- JOB:
Count each line below that has "styles" anywhere in it. Answer with the total alone.
-- GIVEN MATERIAL start --
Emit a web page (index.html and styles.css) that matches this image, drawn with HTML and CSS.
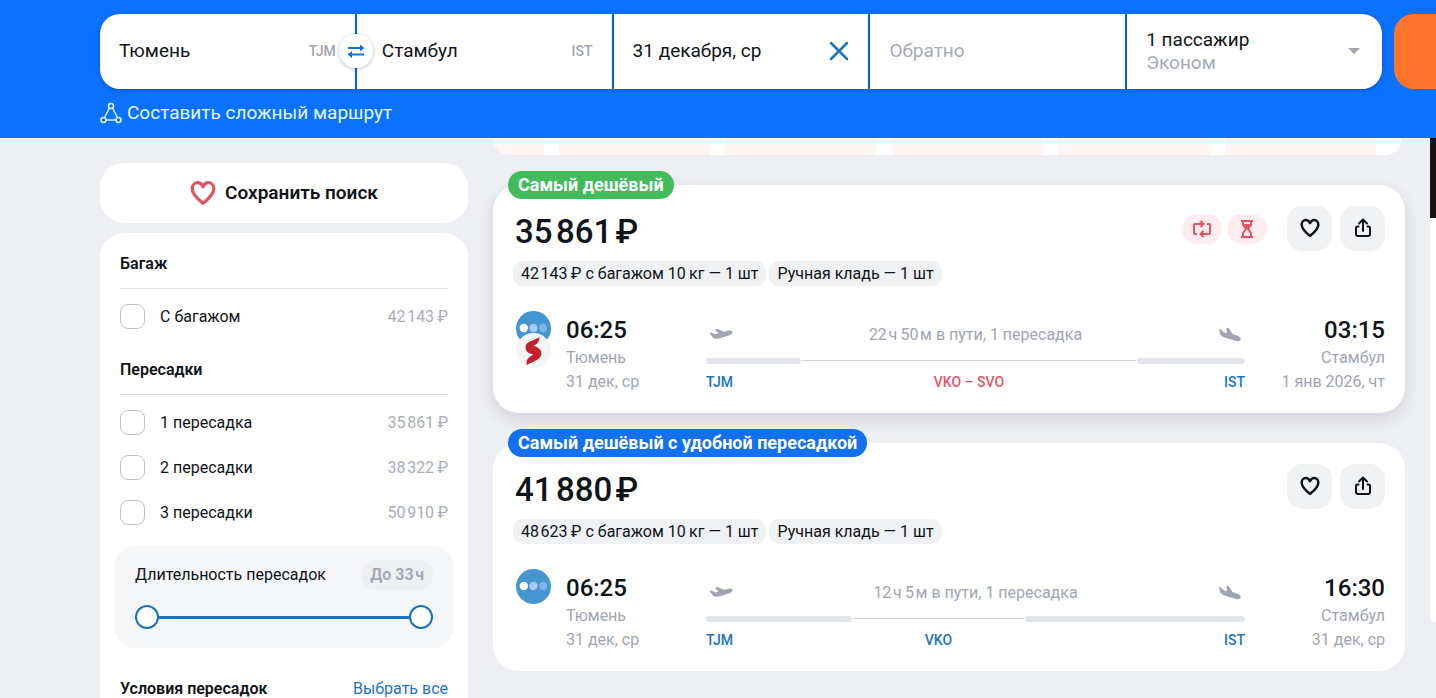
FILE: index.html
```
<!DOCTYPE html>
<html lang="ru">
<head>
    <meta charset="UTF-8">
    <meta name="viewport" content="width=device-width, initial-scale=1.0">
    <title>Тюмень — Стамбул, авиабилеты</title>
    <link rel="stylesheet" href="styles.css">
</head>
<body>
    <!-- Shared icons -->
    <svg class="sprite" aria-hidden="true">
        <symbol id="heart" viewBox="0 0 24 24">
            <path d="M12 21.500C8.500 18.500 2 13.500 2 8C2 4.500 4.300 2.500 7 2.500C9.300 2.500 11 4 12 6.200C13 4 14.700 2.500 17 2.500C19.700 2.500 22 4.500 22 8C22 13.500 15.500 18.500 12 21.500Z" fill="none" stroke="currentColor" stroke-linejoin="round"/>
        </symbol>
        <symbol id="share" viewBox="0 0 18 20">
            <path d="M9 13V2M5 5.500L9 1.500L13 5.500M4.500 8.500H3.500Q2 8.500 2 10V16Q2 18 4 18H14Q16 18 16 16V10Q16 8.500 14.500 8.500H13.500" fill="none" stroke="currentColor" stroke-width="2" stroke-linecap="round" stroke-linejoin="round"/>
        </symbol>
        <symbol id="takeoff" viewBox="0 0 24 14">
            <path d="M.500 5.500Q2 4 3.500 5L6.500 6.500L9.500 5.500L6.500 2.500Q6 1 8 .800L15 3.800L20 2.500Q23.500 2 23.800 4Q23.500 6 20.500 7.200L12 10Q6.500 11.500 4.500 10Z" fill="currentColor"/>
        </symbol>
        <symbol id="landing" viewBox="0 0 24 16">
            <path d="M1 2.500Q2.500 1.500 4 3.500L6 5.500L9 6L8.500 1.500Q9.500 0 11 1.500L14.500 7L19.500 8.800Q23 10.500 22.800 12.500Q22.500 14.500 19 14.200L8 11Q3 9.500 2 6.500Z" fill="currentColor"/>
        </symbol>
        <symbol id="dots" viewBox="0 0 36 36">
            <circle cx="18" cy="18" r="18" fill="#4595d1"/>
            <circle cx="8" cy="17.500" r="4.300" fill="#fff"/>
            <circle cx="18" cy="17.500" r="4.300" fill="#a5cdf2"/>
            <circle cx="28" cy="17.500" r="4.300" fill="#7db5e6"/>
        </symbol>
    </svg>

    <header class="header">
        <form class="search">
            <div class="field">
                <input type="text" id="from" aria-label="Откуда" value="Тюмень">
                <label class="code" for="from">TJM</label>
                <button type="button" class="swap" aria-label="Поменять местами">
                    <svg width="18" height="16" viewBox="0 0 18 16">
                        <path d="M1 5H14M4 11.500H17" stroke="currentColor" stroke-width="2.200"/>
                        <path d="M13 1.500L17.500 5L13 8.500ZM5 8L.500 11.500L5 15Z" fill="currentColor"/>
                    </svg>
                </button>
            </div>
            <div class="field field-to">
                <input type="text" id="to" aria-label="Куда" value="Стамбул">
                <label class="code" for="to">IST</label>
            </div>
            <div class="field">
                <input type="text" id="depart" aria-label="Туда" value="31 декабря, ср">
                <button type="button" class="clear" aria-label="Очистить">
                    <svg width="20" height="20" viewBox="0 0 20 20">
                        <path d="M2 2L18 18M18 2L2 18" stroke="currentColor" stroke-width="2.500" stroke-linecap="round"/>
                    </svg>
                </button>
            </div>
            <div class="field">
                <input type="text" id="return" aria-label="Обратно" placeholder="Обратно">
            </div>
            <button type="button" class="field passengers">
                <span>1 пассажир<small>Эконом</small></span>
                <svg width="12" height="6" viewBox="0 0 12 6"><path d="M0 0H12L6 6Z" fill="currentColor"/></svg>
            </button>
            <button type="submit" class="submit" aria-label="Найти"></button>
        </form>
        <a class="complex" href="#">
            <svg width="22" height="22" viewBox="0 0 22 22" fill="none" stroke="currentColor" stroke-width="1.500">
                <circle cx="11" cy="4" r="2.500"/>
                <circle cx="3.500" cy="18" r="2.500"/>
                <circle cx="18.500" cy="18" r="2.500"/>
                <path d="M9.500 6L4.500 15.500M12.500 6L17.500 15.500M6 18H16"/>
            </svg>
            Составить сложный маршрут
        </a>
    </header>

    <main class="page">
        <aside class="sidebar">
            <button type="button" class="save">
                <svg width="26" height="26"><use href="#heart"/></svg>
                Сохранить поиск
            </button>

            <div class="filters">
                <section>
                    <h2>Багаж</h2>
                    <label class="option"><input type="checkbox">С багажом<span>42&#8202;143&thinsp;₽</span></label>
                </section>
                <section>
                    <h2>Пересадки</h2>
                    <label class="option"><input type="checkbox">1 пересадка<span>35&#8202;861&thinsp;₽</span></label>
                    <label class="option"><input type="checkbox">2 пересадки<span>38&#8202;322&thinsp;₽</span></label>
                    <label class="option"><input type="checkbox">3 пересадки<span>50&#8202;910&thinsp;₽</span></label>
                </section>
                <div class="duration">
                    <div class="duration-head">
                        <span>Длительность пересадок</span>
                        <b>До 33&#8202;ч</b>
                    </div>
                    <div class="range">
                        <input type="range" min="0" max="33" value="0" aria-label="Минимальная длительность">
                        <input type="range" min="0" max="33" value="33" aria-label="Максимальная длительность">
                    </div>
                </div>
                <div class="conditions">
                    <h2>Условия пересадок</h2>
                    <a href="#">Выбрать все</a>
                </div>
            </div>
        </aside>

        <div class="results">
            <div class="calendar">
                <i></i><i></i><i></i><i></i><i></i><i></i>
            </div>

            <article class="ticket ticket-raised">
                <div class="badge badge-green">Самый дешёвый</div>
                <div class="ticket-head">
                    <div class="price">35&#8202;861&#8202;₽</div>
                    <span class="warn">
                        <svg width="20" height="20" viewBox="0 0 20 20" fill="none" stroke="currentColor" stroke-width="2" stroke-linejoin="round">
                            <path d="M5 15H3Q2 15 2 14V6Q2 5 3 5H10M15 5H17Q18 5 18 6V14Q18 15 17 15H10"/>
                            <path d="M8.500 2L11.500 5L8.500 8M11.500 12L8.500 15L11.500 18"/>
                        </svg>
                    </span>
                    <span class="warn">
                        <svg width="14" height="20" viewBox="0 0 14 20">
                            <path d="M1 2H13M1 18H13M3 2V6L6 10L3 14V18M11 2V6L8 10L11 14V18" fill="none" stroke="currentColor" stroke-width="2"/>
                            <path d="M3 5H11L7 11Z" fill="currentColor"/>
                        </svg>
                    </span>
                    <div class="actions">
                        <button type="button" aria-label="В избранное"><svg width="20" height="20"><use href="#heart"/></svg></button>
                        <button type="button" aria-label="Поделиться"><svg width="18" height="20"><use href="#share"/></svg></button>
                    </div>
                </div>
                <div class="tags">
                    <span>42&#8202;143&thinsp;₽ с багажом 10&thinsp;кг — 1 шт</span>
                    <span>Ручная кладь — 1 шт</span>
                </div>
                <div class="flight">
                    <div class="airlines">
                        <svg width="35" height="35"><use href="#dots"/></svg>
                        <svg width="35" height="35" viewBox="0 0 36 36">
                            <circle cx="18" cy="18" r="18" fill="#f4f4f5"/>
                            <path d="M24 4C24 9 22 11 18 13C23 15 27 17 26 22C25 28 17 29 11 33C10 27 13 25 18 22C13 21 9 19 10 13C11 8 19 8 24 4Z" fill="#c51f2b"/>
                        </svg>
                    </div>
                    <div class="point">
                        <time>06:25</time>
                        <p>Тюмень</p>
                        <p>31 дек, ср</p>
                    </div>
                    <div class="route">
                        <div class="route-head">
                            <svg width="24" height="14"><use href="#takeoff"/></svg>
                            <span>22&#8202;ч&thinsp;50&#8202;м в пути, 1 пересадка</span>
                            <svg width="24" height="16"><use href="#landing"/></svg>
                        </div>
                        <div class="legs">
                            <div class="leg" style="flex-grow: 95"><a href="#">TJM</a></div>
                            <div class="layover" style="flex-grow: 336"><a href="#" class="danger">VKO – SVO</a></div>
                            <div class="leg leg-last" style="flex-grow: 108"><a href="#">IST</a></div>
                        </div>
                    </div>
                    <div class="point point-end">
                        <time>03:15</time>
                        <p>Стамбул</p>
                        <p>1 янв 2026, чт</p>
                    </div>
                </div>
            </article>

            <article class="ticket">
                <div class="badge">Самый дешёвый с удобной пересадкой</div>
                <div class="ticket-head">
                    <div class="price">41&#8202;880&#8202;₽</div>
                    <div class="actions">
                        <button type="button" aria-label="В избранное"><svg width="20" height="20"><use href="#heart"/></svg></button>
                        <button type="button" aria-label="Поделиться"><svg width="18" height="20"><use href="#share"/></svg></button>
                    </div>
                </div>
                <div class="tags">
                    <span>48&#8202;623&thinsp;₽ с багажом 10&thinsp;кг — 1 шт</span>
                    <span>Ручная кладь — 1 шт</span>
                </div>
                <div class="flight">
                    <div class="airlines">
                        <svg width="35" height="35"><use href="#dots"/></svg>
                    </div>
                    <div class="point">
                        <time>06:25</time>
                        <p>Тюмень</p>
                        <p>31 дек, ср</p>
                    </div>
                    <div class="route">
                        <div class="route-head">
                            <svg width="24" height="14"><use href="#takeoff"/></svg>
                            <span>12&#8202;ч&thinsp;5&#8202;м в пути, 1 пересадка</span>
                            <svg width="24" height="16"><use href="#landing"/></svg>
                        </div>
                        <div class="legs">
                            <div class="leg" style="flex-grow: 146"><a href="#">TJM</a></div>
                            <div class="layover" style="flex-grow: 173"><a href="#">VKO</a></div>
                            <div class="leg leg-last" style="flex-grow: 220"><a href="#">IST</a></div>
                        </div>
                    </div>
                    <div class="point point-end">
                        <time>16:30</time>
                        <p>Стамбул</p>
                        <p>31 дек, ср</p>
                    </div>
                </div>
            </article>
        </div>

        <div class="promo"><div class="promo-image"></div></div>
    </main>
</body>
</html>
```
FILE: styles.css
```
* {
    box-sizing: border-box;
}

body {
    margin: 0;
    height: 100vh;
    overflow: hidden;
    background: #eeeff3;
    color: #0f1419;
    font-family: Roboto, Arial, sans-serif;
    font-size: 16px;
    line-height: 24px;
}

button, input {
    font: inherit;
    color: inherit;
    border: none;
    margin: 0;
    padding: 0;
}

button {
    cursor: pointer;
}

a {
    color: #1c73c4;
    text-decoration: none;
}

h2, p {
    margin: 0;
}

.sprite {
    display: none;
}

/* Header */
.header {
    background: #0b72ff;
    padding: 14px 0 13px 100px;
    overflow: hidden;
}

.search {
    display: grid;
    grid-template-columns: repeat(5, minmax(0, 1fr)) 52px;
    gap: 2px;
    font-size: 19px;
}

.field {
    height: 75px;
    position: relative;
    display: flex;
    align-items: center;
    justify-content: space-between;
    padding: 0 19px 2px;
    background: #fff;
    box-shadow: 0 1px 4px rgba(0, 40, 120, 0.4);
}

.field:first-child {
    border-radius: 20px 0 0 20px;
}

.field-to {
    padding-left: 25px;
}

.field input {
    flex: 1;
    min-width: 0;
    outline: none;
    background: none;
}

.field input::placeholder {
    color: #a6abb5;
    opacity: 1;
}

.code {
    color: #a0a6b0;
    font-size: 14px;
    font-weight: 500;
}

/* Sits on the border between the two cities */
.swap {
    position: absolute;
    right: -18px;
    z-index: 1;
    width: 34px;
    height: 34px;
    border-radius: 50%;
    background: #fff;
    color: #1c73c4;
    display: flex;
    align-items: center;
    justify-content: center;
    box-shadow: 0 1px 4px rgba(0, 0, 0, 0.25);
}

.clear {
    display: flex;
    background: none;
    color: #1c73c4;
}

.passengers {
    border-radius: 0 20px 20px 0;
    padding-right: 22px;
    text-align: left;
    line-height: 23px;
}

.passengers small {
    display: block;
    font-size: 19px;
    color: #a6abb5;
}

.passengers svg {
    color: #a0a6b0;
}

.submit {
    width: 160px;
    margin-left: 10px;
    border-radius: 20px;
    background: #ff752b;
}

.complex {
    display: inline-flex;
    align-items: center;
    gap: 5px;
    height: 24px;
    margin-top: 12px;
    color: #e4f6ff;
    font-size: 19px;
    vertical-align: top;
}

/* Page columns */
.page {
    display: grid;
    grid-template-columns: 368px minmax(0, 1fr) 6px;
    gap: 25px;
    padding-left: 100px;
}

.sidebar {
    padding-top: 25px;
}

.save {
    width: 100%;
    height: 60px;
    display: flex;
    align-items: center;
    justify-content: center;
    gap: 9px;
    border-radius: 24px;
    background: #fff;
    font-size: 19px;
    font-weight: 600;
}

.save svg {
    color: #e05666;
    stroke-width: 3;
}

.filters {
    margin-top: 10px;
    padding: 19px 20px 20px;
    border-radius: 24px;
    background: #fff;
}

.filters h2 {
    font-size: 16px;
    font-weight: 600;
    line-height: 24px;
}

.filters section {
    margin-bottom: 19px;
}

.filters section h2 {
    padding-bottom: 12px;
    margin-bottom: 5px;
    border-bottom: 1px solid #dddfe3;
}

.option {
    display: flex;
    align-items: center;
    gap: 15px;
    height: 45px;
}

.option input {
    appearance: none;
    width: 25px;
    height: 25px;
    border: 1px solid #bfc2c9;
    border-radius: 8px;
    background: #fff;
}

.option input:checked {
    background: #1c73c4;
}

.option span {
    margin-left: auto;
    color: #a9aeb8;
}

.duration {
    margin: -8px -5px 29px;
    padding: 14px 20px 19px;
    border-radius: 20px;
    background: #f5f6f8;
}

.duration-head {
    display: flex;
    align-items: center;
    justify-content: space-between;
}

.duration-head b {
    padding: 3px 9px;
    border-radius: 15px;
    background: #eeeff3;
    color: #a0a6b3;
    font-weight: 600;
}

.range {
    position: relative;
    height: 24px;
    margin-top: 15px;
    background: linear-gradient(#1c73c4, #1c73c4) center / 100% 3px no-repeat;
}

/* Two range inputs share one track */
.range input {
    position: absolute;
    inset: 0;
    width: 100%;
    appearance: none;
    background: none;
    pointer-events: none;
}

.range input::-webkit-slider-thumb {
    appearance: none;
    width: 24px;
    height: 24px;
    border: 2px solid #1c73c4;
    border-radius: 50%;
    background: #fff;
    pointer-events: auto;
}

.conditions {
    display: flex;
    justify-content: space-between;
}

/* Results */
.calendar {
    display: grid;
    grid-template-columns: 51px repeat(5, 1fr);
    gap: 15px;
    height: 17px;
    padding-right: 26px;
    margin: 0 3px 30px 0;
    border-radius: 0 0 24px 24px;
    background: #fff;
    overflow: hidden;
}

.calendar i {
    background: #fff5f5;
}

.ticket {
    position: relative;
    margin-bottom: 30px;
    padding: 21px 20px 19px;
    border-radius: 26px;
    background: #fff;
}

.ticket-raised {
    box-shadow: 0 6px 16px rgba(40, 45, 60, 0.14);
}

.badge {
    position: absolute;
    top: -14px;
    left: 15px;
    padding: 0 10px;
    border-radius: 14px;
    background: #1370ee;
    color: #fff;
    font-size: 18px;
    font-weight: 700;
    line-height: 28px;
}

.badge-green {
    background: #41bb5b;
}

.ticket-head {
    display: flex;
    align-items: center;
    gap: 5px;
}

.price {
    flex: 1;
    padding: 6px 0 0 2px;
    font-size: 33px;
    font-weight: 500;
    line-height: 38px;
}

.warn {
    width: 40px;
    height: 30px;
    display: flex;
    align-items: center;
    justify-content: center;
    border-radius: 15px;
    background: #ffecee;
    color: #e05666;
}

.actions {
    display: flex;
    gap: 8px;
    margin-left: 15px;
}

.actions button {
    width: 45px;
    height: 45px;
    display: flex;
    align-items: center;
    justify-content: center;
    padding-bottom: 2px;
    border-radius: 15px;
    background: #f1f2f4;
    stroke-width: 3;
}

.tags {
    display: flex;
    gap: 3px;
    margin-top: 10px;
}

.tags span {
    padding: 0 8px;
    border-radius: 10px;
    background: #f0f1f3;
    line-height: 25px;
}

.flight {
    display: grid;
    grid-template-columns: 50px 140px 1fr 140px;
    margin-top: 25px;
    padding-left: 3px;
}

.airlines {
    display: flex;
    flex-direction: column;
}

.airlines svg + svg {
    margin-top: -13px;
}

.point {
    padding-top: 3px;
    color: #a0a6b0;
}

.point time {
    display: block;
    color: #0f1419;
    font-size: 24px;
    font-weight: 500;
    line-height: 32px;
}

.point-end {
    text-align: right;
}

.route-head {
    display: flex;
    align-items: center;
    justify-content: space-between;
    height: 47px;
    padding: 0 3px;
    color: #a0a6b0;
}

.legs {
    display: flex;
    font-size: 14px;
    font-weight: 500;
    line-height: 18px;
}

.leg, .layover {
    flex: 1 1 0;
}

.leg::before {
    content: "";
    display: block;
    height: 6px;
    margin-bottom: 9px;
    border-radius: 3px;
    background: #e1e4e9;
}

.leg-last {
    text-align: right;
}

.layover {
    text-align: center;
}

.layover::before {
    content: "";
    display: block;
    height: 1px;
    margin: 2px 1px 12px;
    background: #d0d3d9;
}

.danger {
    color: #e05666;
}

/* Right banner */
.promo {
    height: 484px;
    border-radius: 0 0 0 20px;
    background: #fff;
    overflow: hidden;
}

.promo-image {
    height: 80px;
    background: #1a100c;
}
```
-- GIVEN MATERIAL end --
- FINISHED EXERCISE:
3